We lived five or six hundred meters from the road.
In front of our house was a meadow, where cattle grazed at times.
The meadow belonged to the parents of my friend. My friend and I had to take care of their herd of sheep when they grazed there at times, since some of the spring lambs playfully had jumped through the fence once - into the garden of my father.
That, together with my father’s short-fused temper was all that was needed to create a major disturbance between the neighbors.
A sandy lane along that fence led to a small hill, which was called the 'gallows mount.' It was said, that in medieval times people were hanged there.
We didn’t really believe that, but still, on top of the hill stood a mighty oak tree with branches growing on one side only, well, we figured, wherefore was that then?
And when we once found the remains of a leather shoe under that three, we were pretty sure that it had belonged to an executed criminal.
The lane was called Cadaver lane, because it led to a cemetery.
Once, when I was five year, a funeral procession walked by. It was a very hot day and father and mother carried pails of water to the thirsty mourners, which they gratefully accepted.
When I was about the same age I had to do an errand for my mother and gave me a dime to buy some groceries but I came home without groceries and without the dime because I had lost it. Mother was not in sight, but father was.

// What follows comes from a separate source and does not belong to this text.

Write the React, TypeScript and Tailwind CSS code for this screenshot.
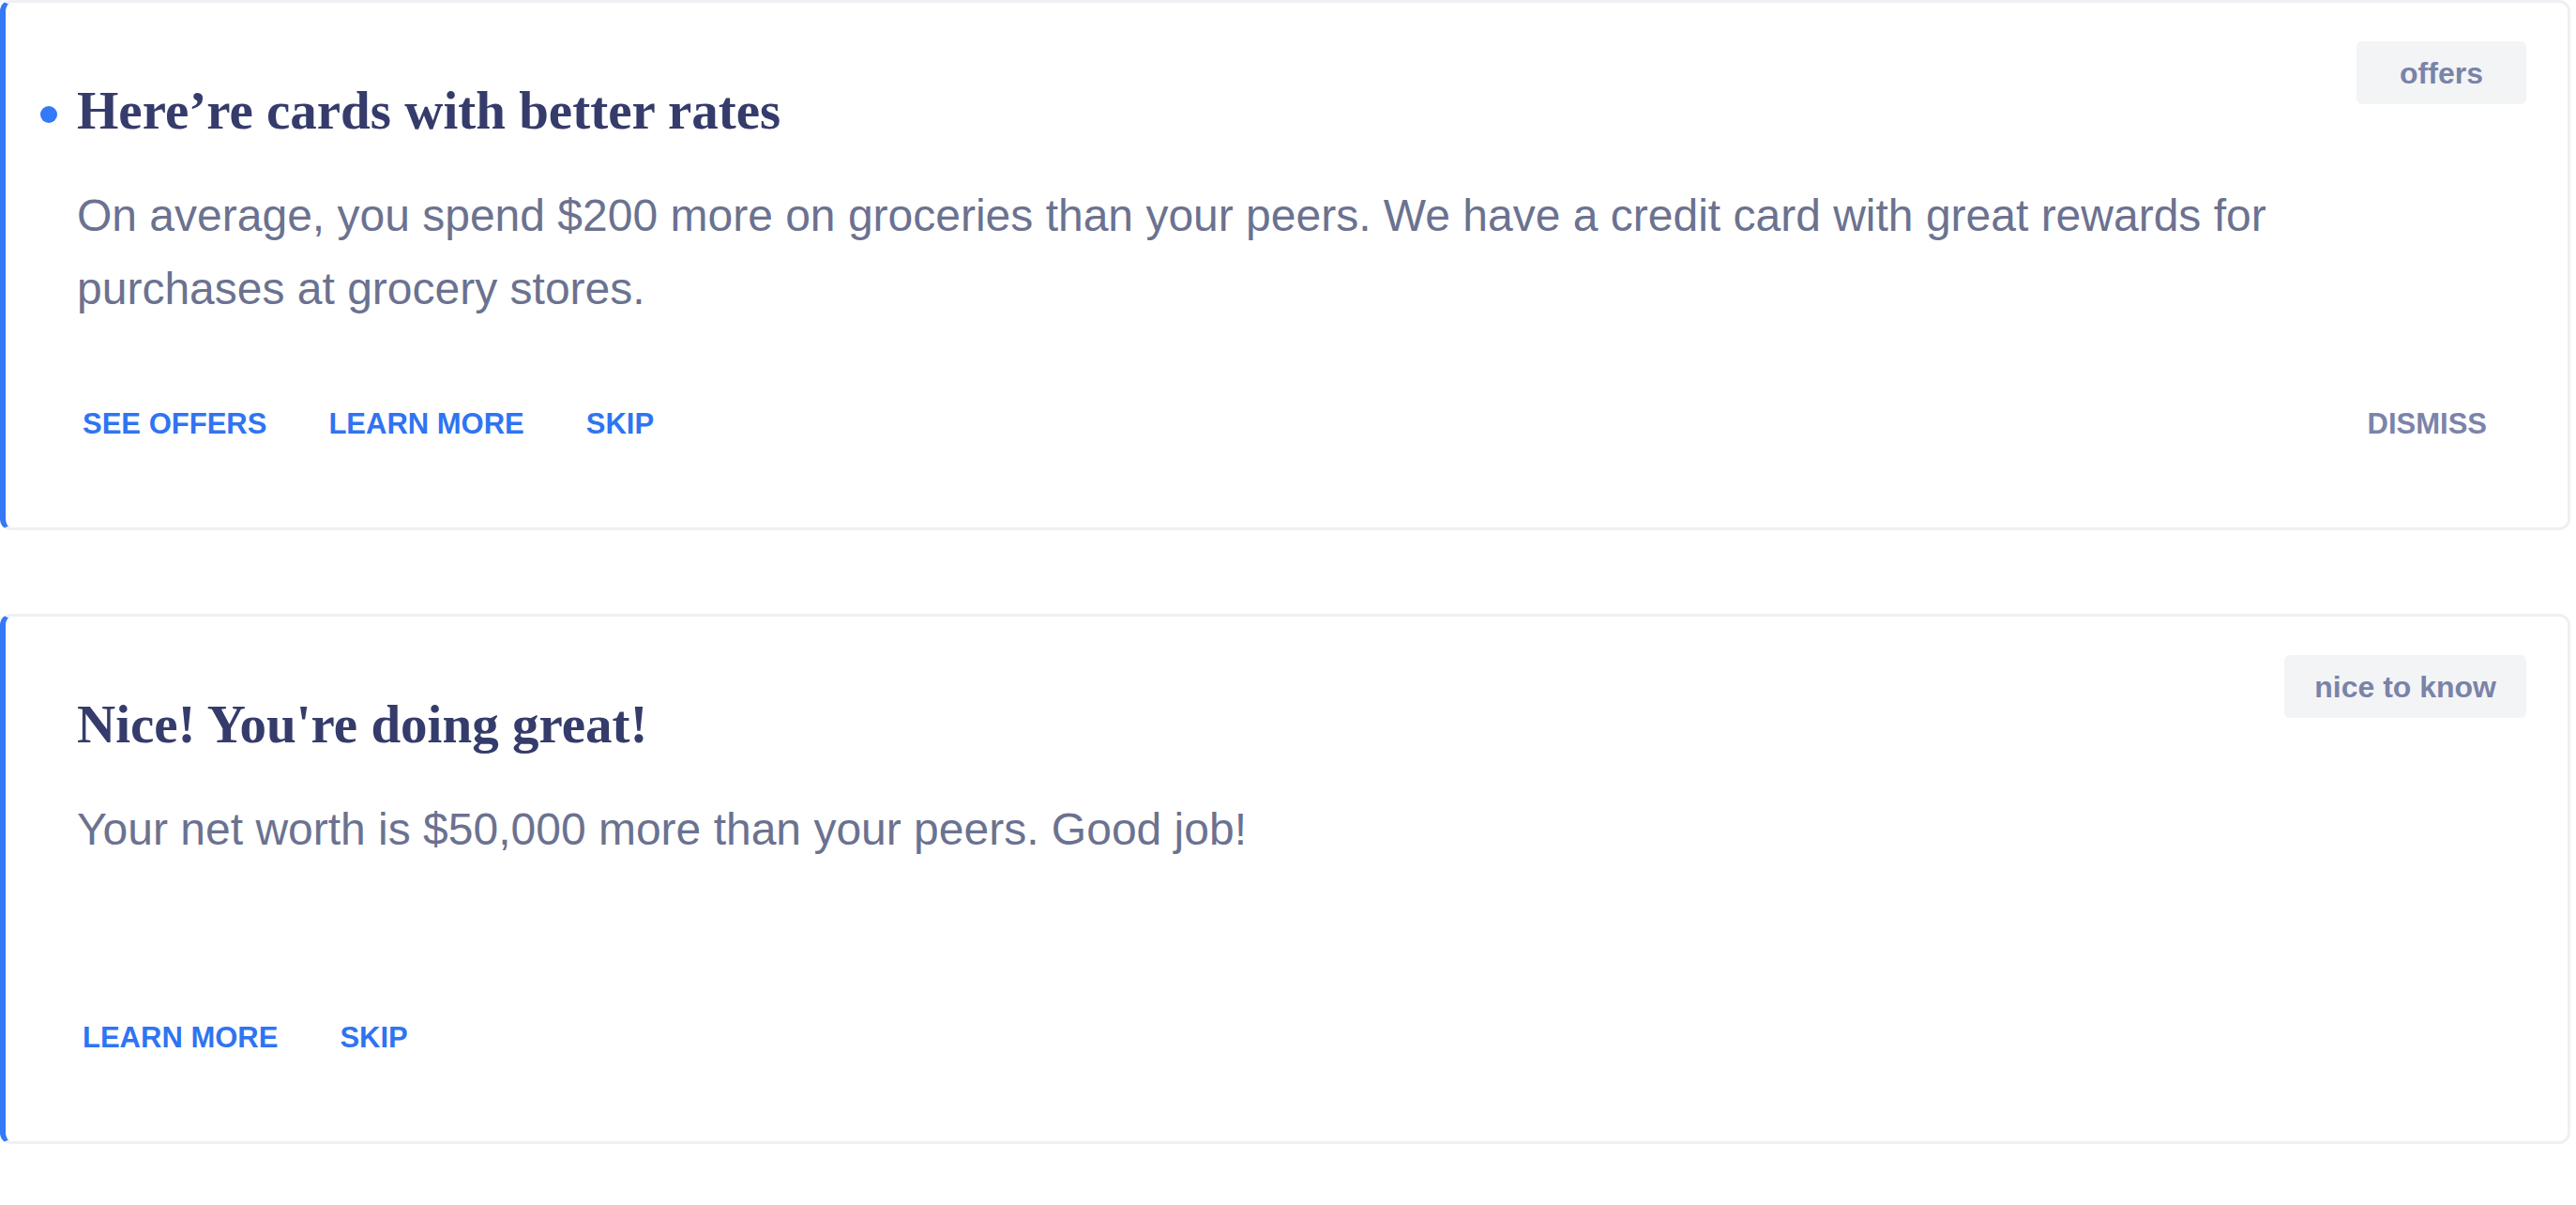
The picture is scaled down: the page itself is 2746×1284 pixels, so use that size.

“Where is that dime then?” I didn’t know.
“So it’s lost then,” thundered father,” some good for nothing hobo probably picked it up by now. Don't you think that our family isn’t big enough yet, that I should also have to work for rabble and riff- raff as well?”
“Ya, but maybe the good for nothing hobo will meet mem [mother] and then mem will say that it is our dime.” I think even my heit [father] was perplexed with that logic.
Anyways, he had more to do with the size of our family than I had.